Directions for this task:
Your task is to copy the listing exactly, with the pictures left out.

▽

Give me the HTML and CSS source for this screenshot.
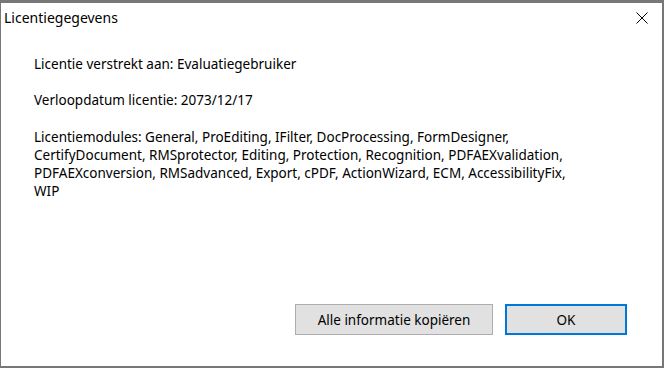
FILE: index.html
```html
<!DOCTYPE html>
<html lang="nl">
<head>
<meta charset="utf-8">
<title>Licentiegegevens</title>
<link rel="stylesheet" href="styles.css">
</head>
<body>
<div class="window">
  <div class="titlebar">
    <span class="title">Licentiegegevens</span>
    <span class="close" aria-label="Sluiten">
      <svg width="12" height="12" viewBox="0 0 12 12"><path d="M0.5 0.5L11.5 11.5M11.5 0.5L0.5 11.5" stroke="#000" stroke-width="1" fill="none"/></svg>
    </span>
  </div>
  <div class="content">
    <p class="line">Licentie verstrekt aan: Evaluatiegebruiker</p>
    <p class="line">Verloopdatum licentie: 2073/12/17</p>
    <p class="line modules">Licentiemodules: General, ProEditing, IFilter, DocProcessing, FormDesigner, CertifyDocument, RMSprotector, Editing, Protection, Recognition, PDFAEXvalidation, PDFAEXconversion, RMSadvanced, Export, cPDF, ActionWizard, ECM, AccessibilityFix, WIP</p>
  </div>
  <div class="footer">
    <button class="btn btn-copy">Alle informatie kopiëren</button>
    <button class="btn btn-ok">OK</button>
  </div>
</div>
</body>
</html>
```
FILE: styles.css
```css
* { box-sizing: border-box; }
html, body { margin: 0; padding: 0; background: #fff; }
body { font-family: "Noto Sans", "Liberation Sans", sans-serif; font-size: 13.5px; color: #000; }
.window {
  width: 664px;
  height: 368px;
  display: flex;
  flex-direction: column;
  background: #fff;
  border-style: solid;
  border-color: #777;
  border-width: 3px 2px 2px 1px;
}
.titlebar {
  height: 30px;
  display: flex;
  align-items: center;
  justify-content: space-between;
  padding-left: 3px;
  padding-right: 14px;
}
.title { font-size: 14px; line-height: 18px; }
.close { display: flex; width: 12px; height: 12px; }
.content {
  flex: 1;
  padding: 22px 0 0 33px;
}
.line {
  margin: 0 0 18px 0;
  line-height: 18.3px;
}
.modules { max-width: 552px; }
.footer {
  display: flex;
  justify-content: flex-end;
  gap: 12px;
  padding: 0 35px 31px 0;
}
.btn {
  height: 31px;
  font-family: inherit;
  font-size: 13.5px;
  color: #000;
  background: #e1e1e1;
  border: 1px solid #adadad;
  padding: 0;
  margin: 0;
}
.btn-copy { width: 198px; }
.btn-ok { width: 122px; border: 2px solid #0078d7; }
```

△

Result of this exercise:
Give me the HTML and CSS source for this screenshot.
FILE: index.html
```html
<!DOCTYPE html>
<html lang="nl">
<head>
<meta charset="utf-8">
<title>Licentiegegevens</title>
<link rel="stylesheet" href="styles.css">
</head>
<body>
<div class="window">
  <div class="titlebar">
    <span class="title">Licentiegegevens</span>
    <span class="close" aria-label="Sluiten">
      <svg width="12" height="12" viewBox="0 0 12 12"><path d="M0.5 0.5L11.5 11.5M11.5 0.5L0.5 11.5" stroke="#000" stroke-width="1" fill="none"/></svg>
    </span>
  </div>
  <div class="content">
    <p class="line">Licentie verstrekt aan: Evaluatiegebruiker</p>
    <p class="line">Verloopdatum licentie: 2073/12/17</p>
    <p class="line modules">Licentiemodules: General, ProEditing, IFilter, DocProcessing, FormDesigner, CertifyDocument, RMSprotector, Editing, Protection, Recognition, PDFAEXvalidation, PDFAEXconversion, RMSadvanced, Export, cPDF, ActionWizard, ECM, AccessibilityFix, WIP</p>
  </div>
  <div class="footer">
    <button class="btn btn-copy">Alle informatie kopiëren</button>
    <button class="btn btn-ok">OK</button>
  </div>
</div>
</body>
</html>
```
FILE: styles.css
```css
* { box-sizing: border-box; }
html, body { margin: 0; padding: 0; background: #fff; }
body { font-family: "Noto Sans", "Liberation Sans", sans-serif; font-size: 13.5px; color: #000; }
.window {
  width: 664px;
  height: 368px;
  display: flex;
  flex-direction: column;
  background: #fff;
  border-style: solid;
  border-color: #777;
  border-width: 3px 2px 2px 1px;
}
.titlebar {
  height: 30px;
  display: flex;
  align-items: center;
  justify-content: space-between;
  padding-left: 3px;
  padding-right: 14px;
}
.title { font-size: 14px; line-height: 18px; }
.close { display: flex; width: 12px; height: 12px; }
.content {
  flex: 1;
  padding: 22px 0 0 33px;
}
.line {
  margin: 0 0 18px 0;
  line-height: 18.3px;
}
.modules { max-width: 552px; }
.footer {
  display: flex;
  justify-content: flex-end;
  gap: 12px;
  padding: 0 35px 31px 0;
}
.btn {
  height: 31px;
  font-family: inherit;
  font-size: 13.5px;
  color: #000;
  background: #e1e1e1;
  border: 1px solid #adadad;
  padding: 0;
  margin: 0;
}
.btn-copy { width: 198px; }
.btn-ok { width: 122px; border: 2px solid #0078d7; }
```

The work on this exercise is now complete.